Hamas is an organization that employs ruthless terror and believes in an armed struggle whose declared aim is the destruction of Israel. Israel does not and cannot have a dialogue or any exchanges with such a group. Yes, you make peace with your enemies, but with enemies desiring peace, and Hamas is not that. This Israeli position is both justified and rational, and if we act wisely, we can rally broad international support behind it.
But there's a long way between such a position and the government's sweeping and irrational response to the reconciliation between Fatah and Hamas. The prime minister's dramatic announcement to the nation less than two hours after the first news of the signing of the rapprochement deal was out of place and reflected a lack of composure, an inability to withstand pressure, and a lack of judgment. The agreement with Hamas, despite its seriousness, cannot serve as an excuse for cutting off all ties with all Palestinian decision-makers.
Israel can demand that the world not talk to Hamas and the members of the Palestinian government representing Hamas, but it cannot demand that there be no communication with those who talk to Hamas, or even those who sign agreements with it. Even after the reconciliation agreement, if it is ever implemented, Palestinian President Mahmoud Abbas is not Hamas.
Abbas recognizes Israel, is committed to the agreements signed with it, and reiterated upon the signing of the reconciliation deal his wish to reach a peace accord with Israel, even if some of the conditions are unacceptable to him. Abbas rejects terrorism, has close security coordination with the Israel Defense Forces and the Shin Bet security service, and declares that even if all Palestinian efforts fail, he strongly opposes a violent intifada. We are allowed to express reservations about the reconciliation agreement with a terrorist organization and to criticize it, but adopting a policy of sweeping refusal to talk with any Palestinian authority would be a serious error.
Does Prime Minister Benjamin Netanyahu really want to take Israel 20 years back to a period when it did not talk at all with the Palestinians? In the past, Israel distinguished between Ismail Haniyeh's government, which it boycotted, and Abbas and the Palestine Liberation Organization, with whom it conducted a dialogue. Netanyahu's demand of Abbas to choose between Hamas and Israel cannot stand and will lead Israel to a dead end and a diplomatic defeat.

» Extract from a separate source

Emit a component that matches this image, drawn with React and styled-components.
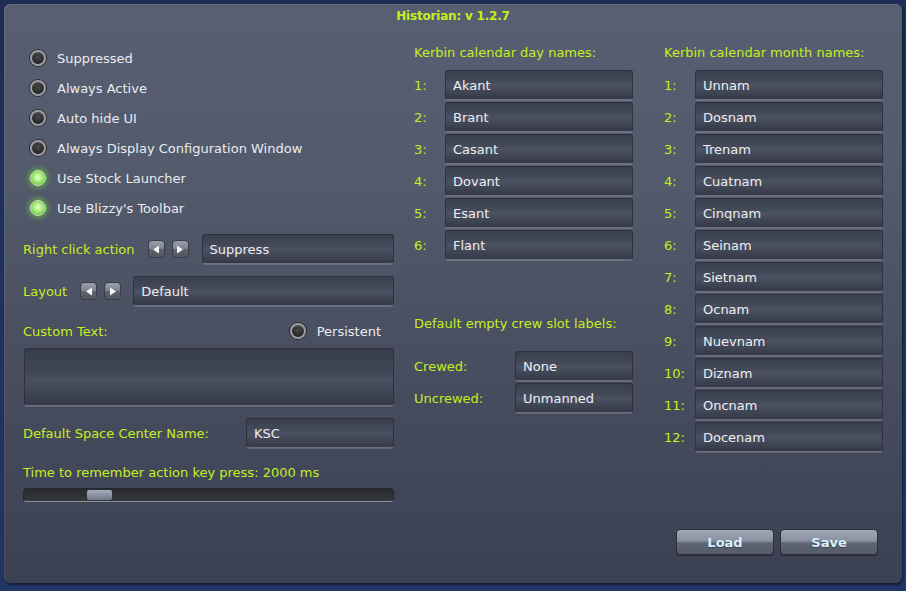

On the right there have already been shouts of joy - there is no partner, there is no one to talk to, we can now embark on a new construction boom in the settlements. Ministers have proposed the annexation of Judea and Samaria, something even Menachem Begin and Yitzhak Shamir did not do. Coalition whip Zeev Elkin even told the nation that the idea of a Palestinian state is buried. But this is silly talk, and it's hard to imagine that the prime minister believes that anyone around the world will buy any of this.
The reconciliation agreement did not erase the need for an Israeli diplomatic initiative but made it stronger; it brings home the urgency of adopting such an initiative. The prime minister needs to act rationally and responsibly. Israel needs a well-prepared combination of adamant opposition to Hamas and a practical diplomatic initiative that is both courageous and credible. Only then will it be able to win its difficult diplomatic struggle.